Collection entries

* * * * *

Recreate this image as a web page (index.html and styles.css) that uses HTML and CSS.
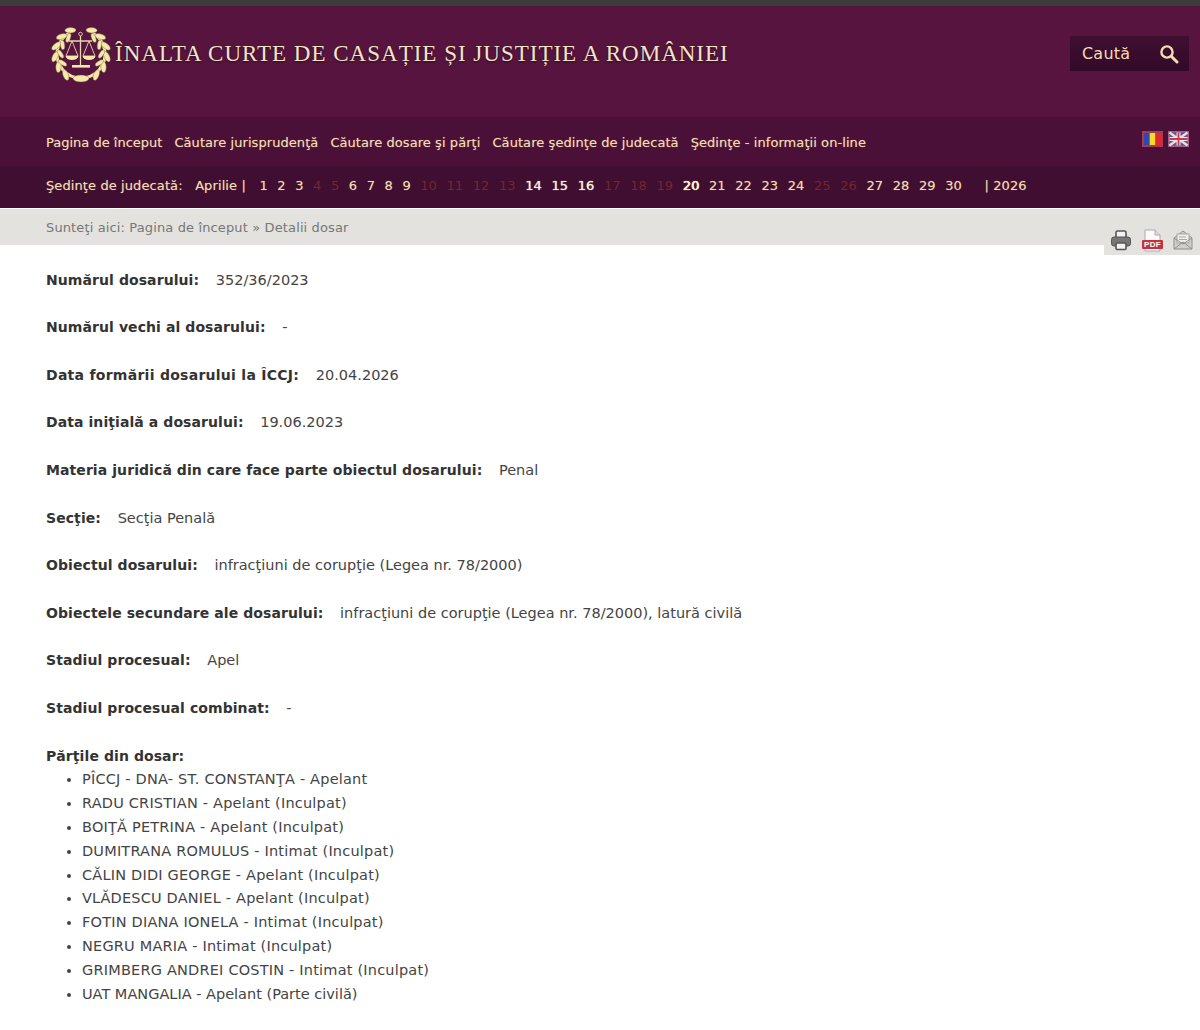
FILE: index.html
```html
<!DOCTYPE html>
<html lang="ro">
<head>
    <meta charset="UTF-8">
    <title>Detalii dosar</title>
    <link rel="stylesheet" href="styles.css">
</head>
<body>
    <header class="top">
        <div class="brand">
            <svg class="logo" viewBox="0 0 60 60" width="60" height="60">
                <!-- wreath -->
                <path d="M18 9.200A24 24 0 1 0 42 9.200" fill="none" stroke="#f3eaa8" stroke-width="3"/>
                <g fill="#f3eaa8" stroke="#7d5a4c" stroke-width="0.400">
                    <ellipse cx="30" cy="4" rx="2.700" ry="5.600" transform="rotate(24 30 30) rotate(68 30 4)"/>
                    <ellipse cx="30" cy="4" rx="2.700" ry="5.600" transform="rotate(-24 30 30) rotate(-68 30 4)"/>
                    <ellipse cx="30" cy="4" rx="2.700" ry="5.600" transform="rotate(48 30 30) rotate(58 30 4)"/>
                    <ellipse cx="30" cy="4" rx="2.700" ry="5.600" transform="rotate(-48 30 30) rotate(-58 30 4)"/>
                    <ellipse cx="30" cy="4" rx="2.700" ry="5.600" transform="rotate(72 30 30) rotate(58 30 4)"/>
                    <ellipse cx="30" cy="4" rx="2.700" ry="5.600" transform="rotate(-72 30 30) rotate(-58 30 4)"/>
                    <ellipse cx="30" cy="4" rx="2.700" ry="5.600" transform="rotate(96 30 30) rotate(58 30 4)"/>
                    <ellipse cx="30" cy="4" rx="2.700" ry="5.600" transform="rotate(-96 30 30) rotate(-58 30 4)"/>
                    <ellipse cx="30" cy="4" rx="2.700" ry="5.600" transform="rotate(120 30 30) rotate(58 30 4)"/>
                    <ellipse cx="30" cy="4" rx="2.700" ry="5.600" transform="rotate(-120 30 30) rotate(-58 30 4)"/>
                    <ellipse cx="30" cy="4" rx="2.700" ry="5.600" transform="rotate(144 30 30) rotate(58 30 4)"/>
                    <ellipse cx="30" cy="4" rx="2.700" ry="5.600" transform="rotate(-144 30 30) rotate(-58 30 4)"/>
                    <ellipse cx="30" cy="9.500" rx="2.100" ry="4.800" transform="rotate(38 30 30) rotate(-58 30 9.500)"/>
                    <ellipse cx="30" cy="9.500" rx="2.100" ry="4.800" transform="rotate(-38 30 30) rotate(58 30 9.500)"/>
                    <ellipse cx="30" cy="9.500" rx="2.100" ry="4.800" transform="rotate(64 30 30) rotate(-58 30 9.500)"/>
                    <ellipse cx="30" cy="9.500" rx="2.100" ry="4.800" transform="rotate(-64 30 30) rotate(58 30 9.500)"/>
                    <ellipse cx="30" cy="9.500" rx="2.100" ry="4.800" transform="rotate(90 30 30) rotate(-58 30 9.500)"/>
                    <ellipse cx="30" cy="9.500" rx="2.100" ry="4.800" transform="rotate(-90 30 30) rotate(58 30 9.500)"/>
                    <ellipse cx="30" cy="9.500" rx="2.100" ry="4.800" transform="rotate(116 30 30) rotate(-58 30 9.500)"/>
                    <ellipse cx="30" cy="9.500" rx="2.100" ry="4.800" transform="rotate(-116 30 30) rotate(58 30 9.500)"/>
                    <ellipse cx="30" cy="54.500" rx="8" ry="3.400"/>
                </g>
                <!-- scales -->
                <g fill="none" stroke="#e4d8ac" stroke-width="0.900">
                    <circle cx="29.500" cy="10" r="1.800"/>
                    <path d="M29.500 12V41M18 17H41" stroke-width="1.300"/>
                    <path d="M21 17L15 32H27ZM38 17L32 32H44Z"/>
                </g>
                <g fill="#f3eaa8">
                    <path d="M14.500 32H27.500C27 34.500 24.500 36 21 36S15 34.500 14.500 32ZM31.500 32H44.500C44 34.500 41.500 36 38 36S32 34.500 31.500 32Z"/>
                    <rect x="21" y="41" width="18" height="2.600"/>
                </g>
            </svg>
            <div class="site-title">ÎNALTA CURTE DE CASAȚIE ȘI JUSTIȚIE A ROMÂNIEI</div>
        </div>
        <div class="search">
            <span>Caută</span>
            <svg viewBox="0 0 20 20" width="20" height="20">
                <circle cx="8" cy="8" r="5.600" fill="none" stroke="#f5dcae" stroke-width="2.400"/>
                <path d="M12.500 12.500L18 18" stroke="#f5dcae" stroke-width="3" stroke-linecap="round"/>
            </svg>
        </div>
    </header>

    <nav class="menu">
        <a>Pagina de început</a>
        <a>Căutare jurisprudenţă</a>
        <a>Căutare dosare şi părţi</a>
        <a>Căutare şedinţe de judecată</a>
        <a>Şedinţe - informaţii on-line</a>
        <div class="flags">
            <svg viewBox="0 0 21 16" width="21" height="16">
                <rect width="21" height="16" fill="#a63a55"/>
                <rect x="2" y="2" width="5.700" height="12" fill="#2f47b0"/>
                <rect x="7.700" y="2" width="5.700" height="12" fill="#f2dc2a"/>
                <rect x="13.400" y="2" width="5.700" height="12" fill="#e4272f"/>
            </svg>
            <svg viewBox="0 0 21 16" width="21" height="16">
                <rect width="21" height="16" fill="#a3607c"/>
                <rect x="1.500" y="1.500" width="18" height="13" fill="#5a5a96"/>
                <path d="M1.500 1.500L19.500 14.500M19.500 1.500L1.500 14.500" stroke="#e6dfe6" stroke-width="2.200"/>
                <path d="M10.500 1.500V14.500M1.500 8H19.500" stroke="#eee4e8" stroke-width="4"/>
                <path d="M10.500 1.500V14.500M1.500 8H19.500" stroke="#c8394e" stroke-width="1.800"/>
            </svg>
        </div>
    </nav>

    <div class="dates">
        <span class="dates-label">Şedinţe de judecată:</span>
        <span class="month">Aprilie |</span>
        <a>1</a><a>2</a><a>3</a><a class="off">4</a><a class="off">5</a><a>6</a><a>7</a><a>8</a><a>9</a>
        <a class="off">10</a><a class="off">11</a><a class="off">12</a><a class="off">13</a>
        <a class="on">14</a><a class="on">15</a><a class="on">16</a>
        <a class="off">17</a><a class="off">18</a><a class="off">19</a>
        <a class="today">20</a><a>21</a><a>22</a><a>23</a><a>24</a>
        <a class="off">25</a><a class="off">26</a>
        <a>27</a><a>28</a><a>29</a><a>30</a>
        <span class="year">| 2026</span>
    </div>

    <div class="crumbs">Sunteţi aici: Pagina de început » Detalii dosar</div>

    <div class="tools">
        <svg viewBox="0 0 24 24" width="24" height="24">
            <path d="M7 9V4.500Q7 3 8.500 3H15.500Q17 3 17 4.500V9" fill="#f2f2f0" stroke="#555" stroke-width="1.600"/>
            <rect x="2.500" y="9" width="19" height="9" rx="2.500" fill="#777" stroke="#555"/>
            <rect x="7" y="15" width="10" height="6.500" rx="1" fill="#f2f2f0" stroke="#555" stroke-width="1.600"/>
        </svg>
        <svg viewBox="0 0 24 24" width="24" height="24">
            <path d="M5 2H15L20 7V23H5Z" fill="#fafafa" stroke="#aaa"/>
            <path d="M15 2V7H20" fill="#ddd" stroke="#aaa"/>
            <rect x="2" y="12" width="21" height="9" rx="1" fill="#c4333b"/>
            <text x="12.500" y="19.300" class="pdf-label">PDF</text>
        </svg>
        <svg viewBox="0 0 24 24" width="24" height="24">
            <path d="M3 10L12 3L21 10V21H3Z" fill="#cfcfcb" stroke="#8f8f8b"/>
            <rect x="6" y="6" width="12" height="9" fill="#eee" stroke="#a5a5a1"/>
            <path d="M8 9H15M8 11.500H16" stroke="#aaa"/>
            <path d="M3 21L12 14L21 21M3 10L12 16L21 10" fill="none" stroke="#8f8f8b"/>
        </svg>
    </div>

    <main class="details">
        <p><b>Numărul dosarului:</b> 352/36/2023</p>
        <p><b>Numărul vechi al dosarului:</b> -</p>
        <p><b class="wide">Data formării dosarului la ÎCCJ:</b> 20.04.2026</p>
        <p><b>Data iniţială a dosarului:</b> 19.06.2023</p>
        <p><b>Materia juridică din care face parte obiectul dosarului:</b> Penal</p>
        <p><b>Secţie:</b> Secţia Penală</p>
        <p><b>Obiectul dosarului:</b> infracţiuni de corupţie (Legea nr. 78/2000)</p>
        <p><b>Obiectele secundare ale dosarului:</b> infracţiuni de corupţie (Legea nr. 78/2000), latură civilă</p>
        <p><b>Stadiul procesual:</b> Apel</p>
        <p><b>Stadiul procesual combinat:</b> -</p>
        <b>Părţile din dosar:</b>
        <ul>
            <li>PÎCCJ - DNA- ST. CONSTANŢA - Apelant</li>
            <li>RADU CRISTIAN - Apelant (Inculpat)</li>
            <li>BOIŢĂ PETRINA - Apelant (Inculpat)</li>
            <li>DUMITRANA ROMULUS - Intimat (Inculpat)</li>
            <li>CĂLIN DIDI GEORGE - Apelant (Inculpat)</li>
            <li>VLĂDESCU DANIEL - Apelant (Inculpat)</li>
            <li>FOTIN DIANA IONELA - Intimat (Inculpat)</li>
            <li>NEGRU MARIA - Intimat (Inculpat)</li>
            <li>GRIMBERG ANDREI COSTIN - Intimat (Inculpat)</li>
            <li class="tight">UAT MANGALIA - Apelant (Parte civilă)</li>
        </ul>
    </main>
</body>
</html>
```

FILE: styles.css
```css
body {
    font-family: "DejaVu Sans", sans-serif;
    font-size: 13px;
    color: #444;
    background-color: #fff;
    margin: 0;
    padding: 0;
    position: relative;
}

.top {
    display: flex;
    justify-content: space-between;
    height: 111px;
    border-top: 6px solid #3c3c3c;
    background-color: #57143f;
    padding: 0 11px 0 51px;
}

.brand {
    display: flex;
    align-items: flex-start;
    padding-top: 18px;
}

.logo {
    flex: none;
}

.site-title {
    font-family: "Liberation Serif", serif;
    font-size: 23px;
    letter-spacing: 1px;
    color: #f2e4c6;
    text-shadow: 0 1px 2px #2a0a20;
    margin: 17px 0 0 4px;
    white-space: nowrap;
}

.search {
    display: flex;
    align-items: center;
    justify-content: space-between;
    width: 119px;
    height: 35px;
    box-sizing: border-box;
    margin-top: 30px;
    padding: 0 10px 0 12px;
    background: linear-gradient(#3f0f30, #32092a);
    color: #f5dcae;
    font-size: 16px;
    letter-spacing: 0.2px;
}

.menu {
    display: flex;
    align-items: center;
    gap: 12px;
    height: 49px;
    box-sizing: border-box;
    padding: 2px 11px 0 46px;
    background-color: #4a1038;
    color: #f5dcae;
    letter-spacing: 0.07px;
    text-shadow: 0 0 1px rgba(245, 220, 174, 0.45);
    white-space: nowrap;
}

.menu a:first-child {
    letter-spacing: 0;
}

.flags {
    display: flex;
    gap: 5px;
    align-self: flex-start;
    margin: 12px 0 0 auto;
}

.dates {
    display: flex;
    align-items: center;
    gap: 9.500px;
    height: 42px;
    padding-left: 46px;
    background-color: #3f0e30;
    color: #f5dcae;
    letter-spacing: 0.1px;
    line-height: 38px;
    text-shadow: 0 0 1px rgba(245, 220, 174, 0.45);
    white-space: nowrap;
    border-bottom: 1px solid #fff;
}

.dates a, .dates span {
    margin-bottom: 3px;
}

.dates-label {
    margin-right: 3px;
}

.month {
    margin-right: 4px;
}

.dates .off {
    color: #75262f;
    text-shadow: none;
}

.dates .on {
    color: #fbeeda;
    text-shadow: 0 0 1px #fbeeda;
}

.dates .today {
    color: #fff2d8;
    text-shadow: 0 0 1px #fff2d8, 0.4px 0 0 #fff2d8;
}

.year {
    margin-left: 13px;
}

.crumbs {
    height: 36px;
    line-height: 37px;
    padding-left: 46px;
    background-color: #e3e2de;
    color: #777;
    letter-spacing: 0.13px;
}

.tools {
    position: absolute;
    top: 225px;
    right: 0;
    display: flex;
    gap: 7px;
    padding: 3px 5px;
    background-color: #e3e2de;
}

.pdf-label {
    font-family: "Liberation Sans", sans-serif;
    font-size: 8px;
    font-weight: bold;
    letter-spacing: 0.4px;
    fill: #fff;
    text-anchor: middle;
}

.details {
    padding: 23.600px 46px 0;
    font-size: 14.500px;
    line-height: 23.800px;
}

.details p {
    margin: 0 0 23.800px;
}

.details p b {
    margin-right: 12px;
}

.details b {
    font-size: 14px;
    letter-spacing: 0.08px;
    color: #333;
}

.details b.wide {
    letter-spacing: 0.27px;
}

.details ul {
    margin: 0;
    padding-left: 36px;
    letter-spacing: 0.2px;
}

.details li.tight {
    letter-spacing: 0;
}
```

* * * * *

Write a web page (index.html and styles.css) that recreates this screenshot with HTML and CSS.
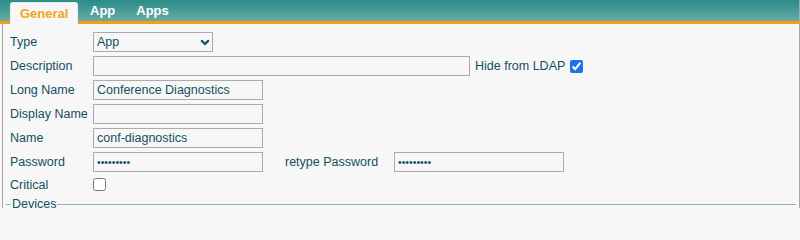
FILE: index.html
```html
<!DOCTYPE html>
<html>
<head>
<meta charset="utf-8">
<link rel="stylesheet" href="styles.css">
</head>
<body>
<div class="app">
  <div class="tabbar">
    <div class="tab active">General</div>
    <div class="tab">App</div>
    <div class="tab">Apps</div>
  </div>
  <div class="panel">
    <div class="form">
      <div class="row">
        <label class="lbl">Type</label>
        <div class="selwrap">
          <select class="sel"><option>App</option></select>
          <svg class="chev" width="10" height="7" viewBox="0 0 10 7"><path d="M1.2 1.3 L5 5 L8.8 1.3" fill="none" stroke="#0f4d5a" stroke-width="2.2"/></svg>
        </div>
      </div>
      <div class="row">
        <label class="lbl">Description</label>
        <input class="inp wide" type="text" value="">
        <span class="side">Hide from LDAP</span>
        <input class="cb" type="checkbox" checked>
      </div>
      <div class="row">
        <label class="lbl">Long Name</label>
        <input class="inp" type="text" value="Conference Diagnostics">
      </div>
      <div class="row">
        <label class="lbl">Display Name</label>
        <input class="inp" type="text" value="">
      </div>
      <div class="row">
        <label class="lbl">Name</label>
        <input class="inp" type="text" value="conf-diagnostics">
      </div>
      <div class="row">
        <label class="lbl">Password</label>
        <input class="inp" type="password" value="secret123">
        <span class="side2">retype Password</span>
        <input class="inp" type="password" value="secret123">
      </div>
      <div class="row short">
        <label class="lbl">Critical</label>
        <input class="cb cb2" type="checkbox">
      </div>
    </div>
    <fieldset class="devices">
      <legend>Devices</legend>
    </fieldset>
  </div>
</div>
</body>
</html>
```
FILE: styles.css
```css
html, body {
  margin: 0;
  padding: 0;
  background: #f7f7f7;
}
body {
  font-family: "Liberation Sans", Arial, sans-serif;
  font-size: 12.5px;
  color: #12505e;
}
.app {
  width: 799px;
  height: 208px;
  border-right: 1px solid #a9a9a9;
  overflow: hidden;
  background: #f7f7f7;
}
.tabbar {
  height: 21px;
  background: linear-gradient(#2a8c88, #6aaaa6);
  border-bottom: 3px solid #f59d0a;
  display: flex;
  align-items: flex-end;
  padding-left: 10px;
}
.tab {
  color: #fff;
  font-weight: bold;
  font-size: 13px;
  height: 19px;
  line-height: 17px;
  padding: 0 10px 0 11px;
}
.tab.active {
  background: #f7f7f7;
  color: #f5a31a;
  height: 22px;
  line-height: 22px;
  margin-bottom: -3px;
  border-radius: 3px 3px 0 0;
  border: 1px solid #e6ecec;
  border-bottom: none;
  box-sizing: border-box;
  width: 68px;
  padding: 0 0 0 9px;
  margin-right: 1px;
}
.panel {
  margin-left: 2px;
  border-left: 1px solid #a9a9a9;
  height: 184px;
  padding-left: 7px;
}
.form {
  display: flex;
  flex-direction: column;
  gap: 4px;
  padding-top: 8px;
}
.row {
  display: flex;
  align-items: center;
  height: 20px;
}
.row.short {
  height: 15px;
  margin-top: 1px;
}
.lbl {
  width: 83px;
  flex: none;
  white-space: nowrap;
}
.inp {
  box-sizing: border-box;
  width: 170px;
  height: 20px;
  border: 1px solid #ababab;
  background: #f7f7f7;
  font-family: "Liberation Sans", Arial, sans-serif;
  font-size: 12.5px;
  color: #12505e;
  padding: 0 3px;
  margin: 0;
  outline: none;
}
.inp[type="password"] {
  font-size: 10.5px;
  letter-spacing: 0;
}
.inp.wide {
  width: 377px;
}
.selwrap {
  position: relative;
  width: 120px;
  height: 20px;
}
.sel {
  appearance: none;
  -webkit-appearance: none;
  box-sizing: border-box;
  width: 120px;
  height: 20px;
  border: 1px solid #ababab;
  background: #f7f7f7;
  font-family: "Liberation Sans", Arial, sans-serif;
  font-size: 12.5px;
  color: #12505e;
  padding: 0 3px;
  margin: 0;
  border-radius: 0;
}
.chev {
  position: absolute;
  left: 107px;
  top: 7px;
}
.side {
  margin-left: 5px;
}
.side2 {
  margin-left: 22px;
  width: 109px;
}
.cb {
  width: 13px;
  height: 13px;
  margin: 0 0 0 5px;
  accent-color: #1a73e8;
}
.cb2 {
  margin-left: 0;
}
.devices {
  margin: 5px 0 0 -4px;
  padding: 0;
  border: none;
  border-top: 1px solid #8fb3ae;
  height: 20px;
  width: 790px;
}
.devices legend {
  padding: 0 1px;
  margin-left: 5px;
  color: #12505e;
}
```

* * * * *

> **EXERCISE AIM**
Copy all lines from the material that hold "styles".

> **EXERCISE RESULT**
Recreate this image as a web page (index.html and styles.css) that uses HTML and CSS.
    <link rel="stylesheet" href="styles.css">
FILE: styles.css
Write a web page (index.html and styles.css) that recreates this screenshot with HTML and CSS.
<link rel="stylesheet" href="styles.css">
FILE: styles.css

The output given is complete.